◆ Materials provided ◆

* * * * *

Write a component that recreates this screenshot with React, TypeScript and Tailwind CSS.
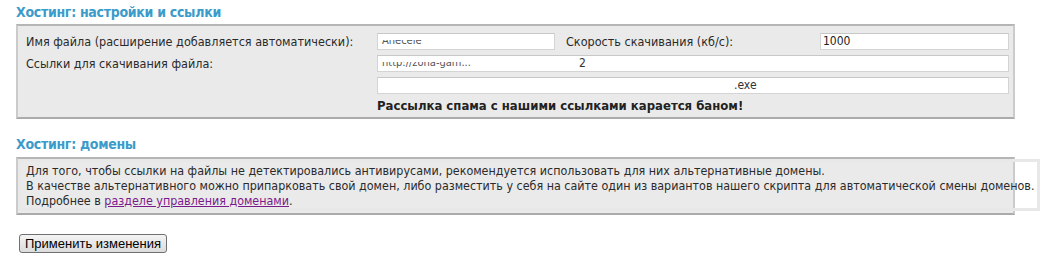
import React from 'react';

const font = "font-['DejaVu_Sans_Condensed','DejaVu_Sans',sans-serif]";

const Field = ({ children }: { children?: React.ReactNode }) => (
  <div className="h-[17px] bg-white border border-[#d4d4d4] border-t-[#c8c8c8] text-[12px] leading-[15px] pl-[2px] text-[#222] overflow-hidden whitespace-nowrap flex items-center">
    {children}
  </div>
);

// redacted fragment: only the bottom slice of the text stays visible
const Scrap = ({ text, className = '' }: { text: string; className?: string }) => (
  <span className={`inline-block h-[6px] overflow-hidden self-end mb-[3px] ${className}`}>
    <span className="block text-[11px] leading-[11px] -mt-[5px] text-[#555]">{text}</span>
  </span>
);

const Title = ({ children, className = '' }: { children: React.ReactNode; className?: string }) => (
  <h2 className={`pl-4 text-[14px] leading-[18px] font-bold tracking-[-0.3px] text-[#3b9bca] ${className}`}>{children}</h2>
);

export default function App() {
  return (
    <div className={`w-[1060px] h-[258px] bg-white text-[#2a2a2a] ${font} overflow-hidden`}>
      <Title className="pt-[3px] mb-[3px]">Хостинг: настройки и ссылки</Title>

      <div className="ml-4 w-[999px] bg-[#eaeaea] border-2 border-[#cbcbcb] border-t-[#b5b5b5] border-b-[#ababab] pl-2 pr-1 pt-[7px] pb-[3px]">
        <div className="grid grid-cols-[351px_178px_265px_189px] gap-y-[5px] text-[12.5px] leading-[17px]">
          <div>Имя файла (расширение добавляется автоматически):</div>
          <Field>
            <Scrap text="Anecele" className="ml-[2px]" />
          </Field>
          <div className="pl-[11px]">Скорость скачивания (кб/с):</div>
          <Field>1000</Field>

          <div>Ссылки для скачивания файла:</div>
          <div className="col-span-3">
            <Field>
              <Scrap text="http://zona-gam..." className="ml-[2px]" />
              <span className="ml-[108px] text-[#333]">2</span>
            </Field>
          </div>

          <div />
          <div className="col-span-3">
            <Field>
              <span className="ml-[354px] text-[#333]">.exe</span>
            </Field>
          </div>

          <div />
          <div className="col-span-3 text-[13px] font-bold text-[#222] -mt-[2px]">
            Рассылка спама с нашими ссылками карается баном!
          </div>
        </div>
      </div>

      <Title className="mt-4 mb-1">Хостинг: домены</Title>

      <div className="ml-4 w-[999px] bg-[#eaeaea] border-2 border-[#cbcbcb] border-t-[#b5b5b5] border-b-[#ababab] pb-[2px]">
        <div className="w-[1022px] border-[3px] border-[#e8e8e8] pl-[5px] pt-px text-[12.4px] leading-[15px] whitespace-nowrap">
          <p>Для того, чтобы ссылки на файлы не детектировались антивирусами, рекомендуется использовать для них альтернативные домены.</p>
          <p>В качестве альтернативного можно припарковать свой домен, либо разместить у себя на сайте один из вариантов нашего скрипта для автоматической смены доменов.</p>
          <p>
            Подробнее в{' '}
            <a href="#" className="text-[#7a1a8a] underline">разделе управления доменами</a>.
          </p>
        </div>
      </div>

      <div className="pl-[19px] pt-[16px]">
        <button className="h-[19px] px-[5px] border border-[#707070] rounded-[3px] bg-gradient-to-b from-[#f4f4f4] to-[#dcdcdc] font-['Liberation_Sans',Arial,sans-serif] text-[13px] leading-[17px] text-black">
          Применить изменения
        </button>
      </div>
    </div>
  );
}
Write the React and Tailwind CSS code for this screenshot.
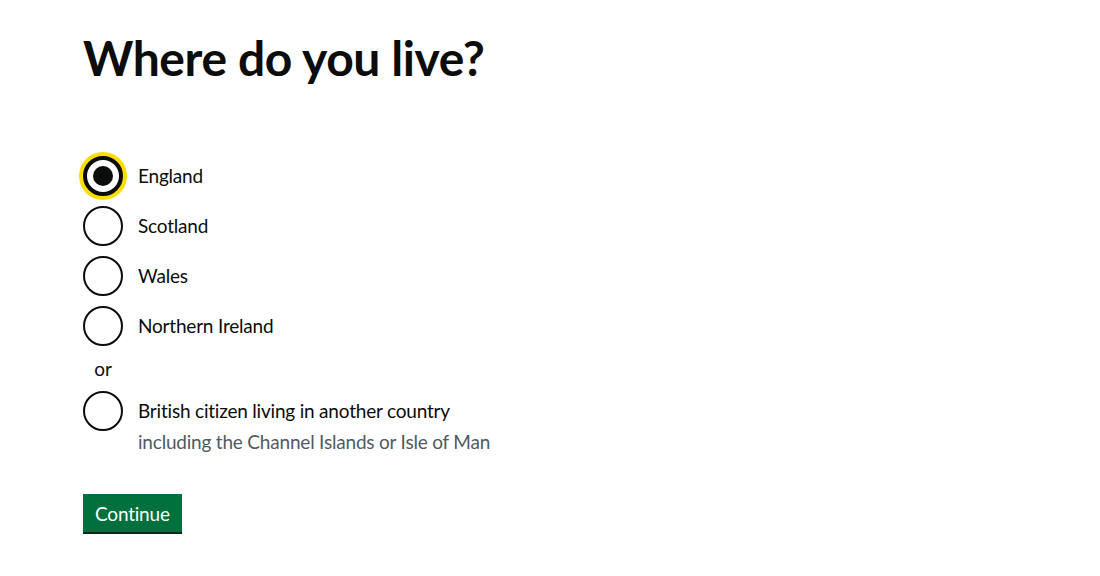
import React, { useState } from 'react';

const options = [
  { value: 'england', label: 'England' },
  { value: 'scotland', label: 'Scotland' },
  { value: 'wales', label: 'Wales' },
  { value: 'northern-ireland', label: 'Northern Ireland' },
];

function Radio({ checked, focused, label, hint, onSelect }) {
  return (
    <label className="flex items-start cursor-pointer" onClick={onSelect}>
      <span
        className={`relative flex h-10 w-10 shrink-0 items-center justify-center rounded-full bg-white ${
          focused ? 'border-4 border-[#0b0c0c] shadow-[0_0_0_4px_#ffdd00]' : 'border-2 border-[#0b0c0c]'
        }`}
      >
        {checked && <span className="h-5 w-5 rounded-full bg-[#0b0c0c]" />}
      </span>
      <span className="flex flex-col">
        <span className="px-[15px] pt-[7px] pb-[8px] text-[19px] leading-[25px] text-[#0b0c0c]">{label}</span>
        {hint && (
          <span className="-mt-[2px] px-[15px] text-[19px] leading-[25px] text-[#505a5f]">{hint}</span>
        )}
      </span>
    </label>
  );
}

export default function App() {
  const [selected, setSelected] = useState('england');

  return (
    <div className="min-h-[576px] bg-white pl-[83px] pt-[33px] font-['Lato',sans-serif] tracking-[-0.2px] text-[#0b0c0c]">
      <h1 className="text-[48px] font-bold leading-[50px] tracking-[-0.4px]">Where do you live?</h1>

      <div className="mt-[73px] flex flex-col gap-[10px]">
        {options.map((opt) => (
          <Radio
            key={opt.value}
            label={opt.label}
            checked={selected === opt.value}
            focused={selected === opt.value && opt.value === 'england'}
            onSelect={() => setSelected(opt.value)}
          />
        ))}
        <div className="w-10 text-center text-[19px] leading-[25px]">or</div>
        <Radio
          label="British citizen living in another country"
          hint="including the Channel Islands or Isle of Man"
          checked={selected === 'abroad'}
          onSelect={() => setSelected('abroad')}
        />
      </div>

      <button
        type="button"
        className="mt-[40px] h-[38px] bg-[#00703c] px-[12px] text-[19px] leading-none text-white shadow-[0_2px_0_#002d18]"
      >
        Continue
      </button>
    </div>
  );
}
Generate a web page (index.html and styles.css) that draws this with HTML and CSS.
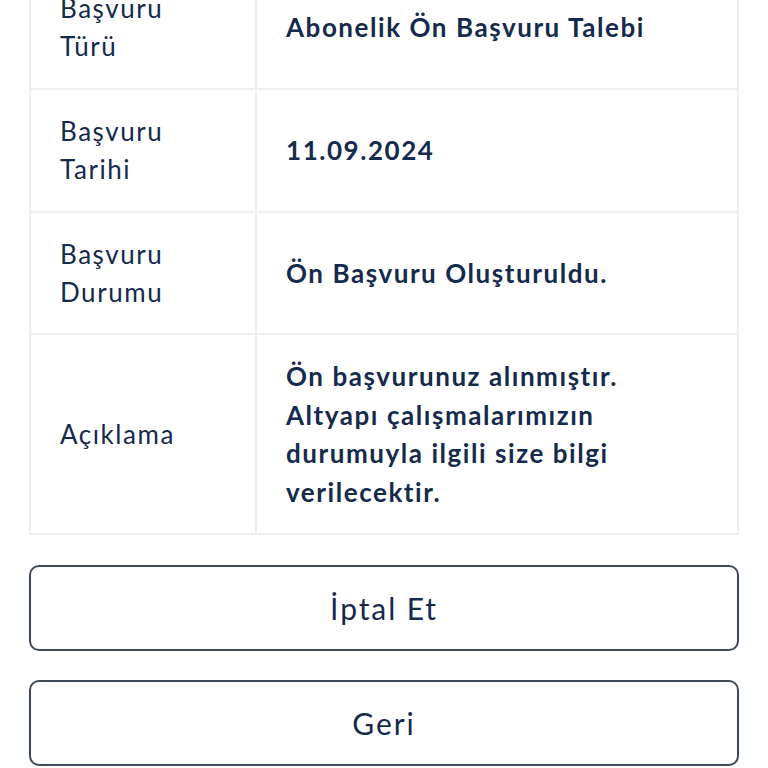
FILE: index.html
```html
<!DOCTYPE html>
<html lang="tr">
<head>
<meta charset="utf-8">
<link rel="stylesheet" href="styles.css">
</head>
<body>
<main class="page">
  <table class="details">
    <tr>
      <th>Başvuru Türü</th>
      <td>Abonelik Ön Başvuru Talebi</td>
    </tr>
    <tr>
      <th>Başvuru Tarihi</th>
      <td>11.09.2024</td>
    </tr>
    <tr>
      <th>Başvuru Durumu</th>
      <td>Ön Başvuru Oluşturuldu.</td>
    </tr>
    <tr>
      <th>Açıklama</th>
      <td>Ön başvurunuz alınmıştır. Altyapı çalışmalarımızın durumuyla ilgili size bilgi verilecektir.</td>
    </tr>
  </table>
  <div class="actions">
    <button class="btn" type="button">İptal Et</button>
    <button class="btn" type="button">Geri</button>
  </div>
</main>
</body>
</html>
```
FILE: styles.css
```css
html, body {
  margin: 0;
  padding: 0;
  background: #ffffff;
}
body {
  font-family: Lato, "Open Sans", sans-serif;
  color: #152a4c;
  overflow: hidden;
  height: 768px;
}
.page {
  padding: 0 29px 0 29px;
  margin-top: -35px;
}
.details {
  width: 100%;
  border-collapse: collapse;
  table-layout: fixed;
}
.details th,
.details td {
  border: 2px solid #eeeeee;
  padding: 22px 29px;
  font-size: 26px;
  line-height: 38.4px;
  letter-spacing: 1.55px;
  text-align: left;
  vertical-align: middle;
}
.details th {
  width: 166px;
  font-weight: 400;
}
.details td {
  font-weight: 700;
}
.actions {
  display: flex;
  flex-direction: column;
  gap: 29px;
  margin-top: 30px;
}
.btn {
  height: 86px;
  border: 2px solid #3f4a58;
  border-radius: 10px;
  background: #ffffff;
  color: #152a4c;
  font-family: Lato, "Open Sans", sans-serif;
  font-size: 30px;
  letter-spacing: 1.9px;
  font-weight: 400;
}
```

* * * * *

Retype each line of the listing above word for word. Exclude the pictures.

◆ Task solution ◆
Write a component that recreates this screenshot with React, TypeScript and Tailwind CSS.
import React from 'react';

const font = "font-['DejaVu_Sans_Condensed','DejaVu_Sans',sans-serif]";

const Field = ({ children }: { children?: React.ReactNode }) => (
  <div className="h-[17px] bg-white border border-[#d4d4d4] border-t-[#c8c8c8] text-[12px] leading-[15px] pl-[2px] text-[#222] overflow-hidden whitespace-nowrap flex items-center">
    {children}
  </div>
);

// redacted fragment: only the bottom slice of the text stays visible
const Scrap = ({ text, className = '' }: { text: string; className?: string }) => (
  <span className={`inline-block h-[6px] overflow-hidden self-end mb-[3px] ${className}`}>
    <span className="block text-[11px] leading-[11px] -mt-[5px] text-[#555]">{text}</span>
  </span>
);

const Title = ({ children, className = '' }: { children: React.ReactNode; className?: string }) => (
  <h2 className={`pl-4 text-[14px] leading-[18px] font-bold tracking-[-0.3px] text-[#3b9bca] ${className}`}>{children}</h2>
);

export default function App() {
  return (
    <div className={`w-[1060px] h-[258px] bg-white text-[#2a2a2a] ${font} overflow-hidden`}>
      <Title className="pt-[3px] mb-[3px]">Хостинг: настройки и ссылки</Title>

      <div className="ml-4 w-[999px] bg-[#eaeaea] border-2 border-[#cbcbcb] border-t-[#b5b5b5] border-b-[#ababab] pl-2 pr-1 pt-[7px] pb-[3px]">
        <div className="grid grid-cols-[351px_178px_265px_189px] gap-y-[5px] text-[12.5px] leading-[17px]">
          <div>Имя файла (расширение добавляется автоматически):</div>
          <Field>
            <Scrap text="Anecele" className="ml-[2px]" />
          </Field>
          <div className="pl-[11px]">Скорость скачивания (кб/с):</div>
          <Field>1000</Field>

          <div>Ссылки для скачивания файла:</div>
          <div className="col-span-3">
            <Field>
              <Scrap text="http://zona-gam..." className="ml-[2px]" />
              <span className="ml-[108px] text-[#333]">2</span>
            </Field>
          </div>

          <div />
          <div className="col-span-3">
            <Field>
              <span className="ml-[354px] text-[#333]">.exe</span>
            </Field>
          </div>

          <div />
          <div className="col-span-3 text-[13px] font-bold text-[#222] -mt-[2px]">
            Рассылка спама с нашими ссылками карается баном!
          </div>
        </div>
      </div>

      <Title className="mt-4 mb-1">Хостинг: домены</Title>

      <div className="ml-4 w-[999px] bg-[#eaeaea] border-2 border-[#cbcbcb] border-t-[#b5b5b5] border-b-[#ababab] pb-[2px]">
        <div className="w-[1022px] border-[3px] border-[#e8e8e8] pl-[5px] pt-px text-[12.4px] leading-[15px] whitespace-nowrap">
          <p>Для того, чтобы ссылки на файлы не детектировались антивирусами, рекомендуется использовать для них альтернативные домены.</p>
          <p>В качестве альтернативного можно припарковать свой домен, либо разместить у себя на сайте один из вариантов нашего скрипта для автоматической смены доменов.</p>
          <p>
            Подробнее в{' '}
            <a href="#" className="text-[#7a1a8a] underline">разделе управления доменами</a>.
          </p>
        </div>
      </div>

      <div className="pl-[19px] pt-[16px]">
        <button className="h-[19px] px-[5px] border border-[#707070] rounded-[3px] bg-gradient-to-b from-[#f4f4f4] to-[#dcdcdc] font-['Liberation_Sans',Arial,sans-serif] text-[13px] leading-[17px] text-black">
          Применить изменения
        </button>
      </div>
    </div>
  );
}
Write the React and Tailwind CSS code for this screenshot.
import React, { useState } from 'react';

const options = [
  { value: 'england', label: 'England' },
  { value: 'scotland', label: 'Scotland' },
  { value: 'wales', label: 'Wales' },
  { value: 'northern-ireland', label: 'Northern Ireland' },
];

function Radio({ checked, focused, label, hint, onSelect }) {
  return (
    <label className="flex items-start cursor-pointer" onClick={onSelect}>
      <span
        className={`relative flex h-10 w-10 shrink-0 items-center justify-center rounded-full bg-white ${
          focused ? 'border-4 border-[#0b0c0c] shadow-[0_0_0_4px_#ffdd00]' : 'border-2 border-[#0b0c0c]'
        }`}
      >
        {checked && <span className="h-5 w-5 rounded-full bg-[#0b0c0c]" />}
      </span>
      <span className="flex flex-col">
        <span className="px-[15px] pt-[7px] pb-[8px] text-[19px] leading-[25px] text-[#0b0c0c]">{label}</span>
        {hint && (
          <span className="-mt-[2px] px-[15px] text-[19px] leading-[25px] text-[#505a5f]">{hint}</span>
        )}
      </span>
    </label>
  );
}

export default function App() {
  const [selected, setSelected] = useState('england');

  return (
    <div className="min-h-[576px] bg-white pl-[83px] pt-[33px] font-['Lato',sans-serif] tracking-[-0.2px] text-[#0b0c0c]">
      <h1 className="text-[48px] font-bold leading-[50px] tracking-[-0.4px]">Where do you live?</h1>

      <div className="mt-[73px] flex flex-col gap-[10px]">
        {options.map((opt) => (
          <Radio
            key={opt.value}
            label={opt.label}
            checked={selected === opt.value}
            focused={selected === opt.value && opt.value === 'england'}
            onSelect={() => setSelected(opt.value)}
          />
        ))}
        <div className="w-10 text-center text-[19px] leading-[25px]">or</div>
        <Radio
          label="British citizen living in another country"
          hint="including the Channel Islands or Isle of Man"
          checked={selected === 'abroad'}
          onSelect={() => setSelected('abroad')}
        />
      </div>

      <button
        type="button"
        className="mt-[40px] h-[38px] bg-[#00703c] px-[12px] text-[19px] leading-none text-white shadow-[0_2px_0_#002d18]"
      >
        Continue
      </button>
    </div>
  );
}
Generate a web page (index.html and styles.css) that draws this with HTML and CSS.
FILE: index.html
```html
<!DOCTYPE html>
<html lang="tr">
<head>
<meta charset="utf-8">
<link rel="stylesheet" href="styles.css">
</head>
<body>
<main class="page">
  <table class="details">
    <tr>
      <th>Başvuru Türü</th>
      <td>Abonelik Ön Başvuru Talebi</td>
    </tr>
    <tr>
      <th>Başvuru Tarihi</th>
      <td>11.09.2024</td>
    </tr>
    <tr>
      <th>Başvuru Durumu</th>
      <td>Ön Başvuru Oluşturuldu.</td>
    </tr>
    <tr>
      <th>Açıklama</th>
      <td>Ön başvurunuz alınmıştır. Altyapı çalışmalarımızın durumuyla ilgili size bilgi verilecektir.</td>
    </tr>
  </table>
  <div class="actions">
    <button class="btn" type="button">İptal Et</button>
    <button class="btn" type="button">Geri</button>
  </div>
</main>
</body>
</html>
```
FILE: styles.css
```css
html, body {
  margin: 0;
  padding: 0;
  background: #ffffff;
}
body {
  font-family: Lato, "Open Sans", sans-serif;
  color: #152a4c;
  overflow: hidden;
  height: 768px;
}
.page {
  padding: 0 29px 0 29px;
  margin-top: -35px;
}
.details {
  width: 100%;
  border-collapse: collapse;
  table-layout: fixed;
}
.details th,
.details td {
  border: 2px solid #eeeeee;
  padding: 22px 29px;
  font-size: 26px;
  line-height: 38.4px;
  letter-spacing: 1.55px;
  text-align: left;
  vertical-align: middle;
}
.details th {
  width: 166px;
  font-weight: 400;
}
.details td {
  font-weight: 700;
}
.actions {
  display: flex;
  flex-direction: column;
  gap: 29px;
  margin-top: 30px;
}
.btn {
  height: 86px;
  border: 2px solid #3f4a58;
  border-radius: 10px;
  background: #ffffff;
  color: #152a4c;
  font-family: Lato, "Open Sans", sans-serif;
  font-size: 30px;
  letter-spacing: 1.9px;
  font-weight: 400;
}
```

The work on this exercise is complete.